Sunday, January 13, 2008

Drove to Santori's yesterday morning to stock up on fresh veggies and feta. On impulse, I continued on down the parkway to Ventnor. Checked the outside of Betty's house and picked up some blown papers on the lawn. The house looks fine, though, with no changes I could see.
Then I went to Rosborough Avenue and parked across from the big, gracious house where we grew up. Rosborough is one of a handful of double-wide streets in Ventnor and I think that was a taken-for-granted, but significant factor in our childhood. You can see the ocean from the wide porch and, when we lived there, we had a big lawn on one side and a vacant lot on the other. Now there are four houses on those spaces.
Our house, 15 South, has been painted a hideous blue (it's supposed to be green and white), but aside from that, looks about the same.
The Osborne's house next to ours is long gone, but across the street, the Bluth's, the Campbell's, the Wheaton's, the Ottenberg's, and the Gordon's are still there and relatively unchanged. Of course, no members of those families have lived there for years and many no longer live at all.
I remember walking home from a friend's one April day and having somebody--maybe Stevie Ottenberg--tell me, "The president's dead." That was Roosevelt, of course (no, not Teddy!), and I said, "Frankly, I don't believe you."
I was nine years old and had recently heard the word "frankly." I thought my response was the height of casual sophistication--guess I blew that Stevie Ottenberg away.
I stayed only a short time.

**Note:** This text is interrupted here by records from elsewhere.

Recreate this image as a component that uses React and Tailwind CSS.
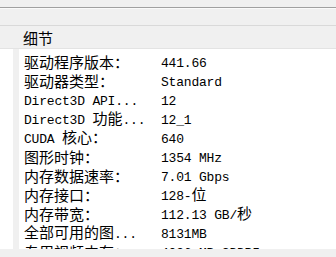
import React from "react";

const CJK = /([\u2e80-\u9fff\uff00-\uffef]+)/;

// mixed text: CJK runs in Noto, latin runs in a half-width mono
function T({ s }) {
  return (
    <>
      {s.split(CJK).map((p, i) =>
        !p ? null : CJK.test(p) ? (
          <span key={i} className="font-['Noto_Sans_CJK_SC',sans-serif] text-[15px]">
            {p}
          </span>
        ) : (
          <span
            key={i}
            className="font-['Liberation_Mono',monospace] text-[13px] tracking-[-0.2px] whitespace-pre"
          >
            {p}
          </span>
        )
      )}
    </>
  );
}

const rows = [
  ["驱动程序版本：", "441.66"],
  ["驱动器类型：", "Standard"],
  ["Direct3D API...", "12"],
  ["Direct3D 功能...", "12_1"],
  ["CUDA 核心：", "640"],
  ["图形时钟：", "1354 MHz"],
  ["内存数据速率：", "7.01 Gbps"],
  ["内存接口：", "128-位"],
  ["内存带宽：", "112.13 GB/秒"],
  ["全部可用的图...", "8131MB"],
  ["专用视频内存：", "4096 MB GDDR5"],
];

export default function App() {
  return (
    <div className="w-[336px] h-[257px] bg-[#f0f0f0] flex flex-col overflow-hidden text-black">
      <div className="h-[7px] shrink-0" />
      <div className="h-px shrink-0 bg-[#a0a0a0]" />
      <div className="h-px shrink-0 bg-[#fafafa]" />
      <div className="h-[16px] shrink-0" />
      <div className="h-px shrink-0 bg-[#d9d9d9]" />
      <div className="h-[22px] shrink-0 flex items-center pl-[23px]">
        <span className="font-['Noto_Sans_CJK_SC',sans-serif] text-[15px] leading-none">细节</span>
      </div>
      <div className="h-px shrink-0 bg-[#e3e3e3]" />

      <div className="flex-1 flex min-h-0">
        <div className="w-[13px] bg-white" />
        <div className="w-[6px] bg-[#f0f0f0]" />
        <div className="flex-1 bg-white pt-[3px] overflow-hidden">
          {rows.map(([label, value]) => (
            <div key={label} className="h-[19px] flex items-center">
              <div className="w-[142px] pl-[5px] shrink-0 whitespace-nowrap">
                <T s={label} />
              </div>
              <div className="whitespace-nowrap">
                <T s={value} />
              </div>
            </div>
          ))}
        </div>
      </div>

      <div className="h-[8px] shrink-0 bg-[#f0f0f0]" />
    </div>
  );
}
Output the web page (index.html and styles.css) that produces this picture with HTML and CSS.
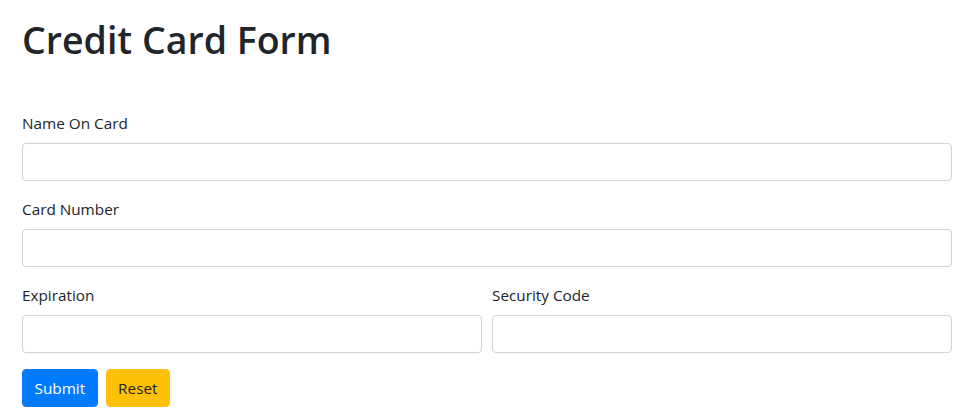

Was going to check out St. James--to be called "Holy Family" after the merger, I understand, so that will be gone with the undertow, too--but changed my mind and drove home.
Sometimes, it seems my life went straight from hopelessly constricted and inhibition-laced childhood to free-thinking old ladyness without the Ewing decades in between.

7 comments:

iloveac said...

Rosemary,
My brother Frank thinks you lived on Newport Ave....did your family live there at one time with a German grandmother, or has he gotten you mixed up with another family from whom he collected milk money? My Dad was a milkman and Frank collected for him. He keeps saying the Steele family lived nearby too.
*********
Please tell me St James church will still keep it's name. I was baptized there when we lived on Fulton Avenue. Hopefully, it's just the new school that will be called Holy Family?

Mimi said...

Now, Patti, listen to your big brother! We did live in a ground floor apartment on Newport Avenue when Betty and I were born. Our parents bought the house on Rosborough when we were 2 or 3. I don't remember much about Newport, but I have pictures of us there as babies.
However, we never lived with a grandmother, German or otherwise. Betty and I never had any grandparents--they all had died by the time we came along.
I don't know if "St. James" will still be used for the church, but that's a good question. Hope so, but it would seem peculiar to have them side by side and essentially the same parish and have different names. Have you heard of any precedent for this?

iloveac said...

Rosemary,
I haven't heard anything about the merger other than what I read in the online AC press.
I just checked the Catholic Star Herald online and didn't see anything about it.
On your next sojourn to Ventnor, maybe you could stop by the rectory or parish hall or whatever they call it, and find out for those of us who are interested.

Mimi said...

Rectory? They tore that down a few years ago. Will see if I can get the info elsewhere.

EBJ said...

I bet the old lady Pat's brother is referring to was Aunt Maggie. Pat-she was my fathers aunt and was very close to our family.
One day when I was nine years old I was at my friend, Jeanne Connors house, we were playing outside and I looked in their kitchen window and saw her mother crying. I asked why and Jeanne said,"she is crying because the president died today". I went right home.

iloveac said...

I called my brother Frank....my Dad (Wilson's Milkman) didn't serve Rosborough, but they did serve your family on Newport Ave.
Betty, my brother was remembering a German woman....your Dad was Irish but maybe my brother thought she was German....I guess we'll never know. Small world with many connections i.e. my Dad being your family's milkman.

EBJ said...

It is indeed a small world out there.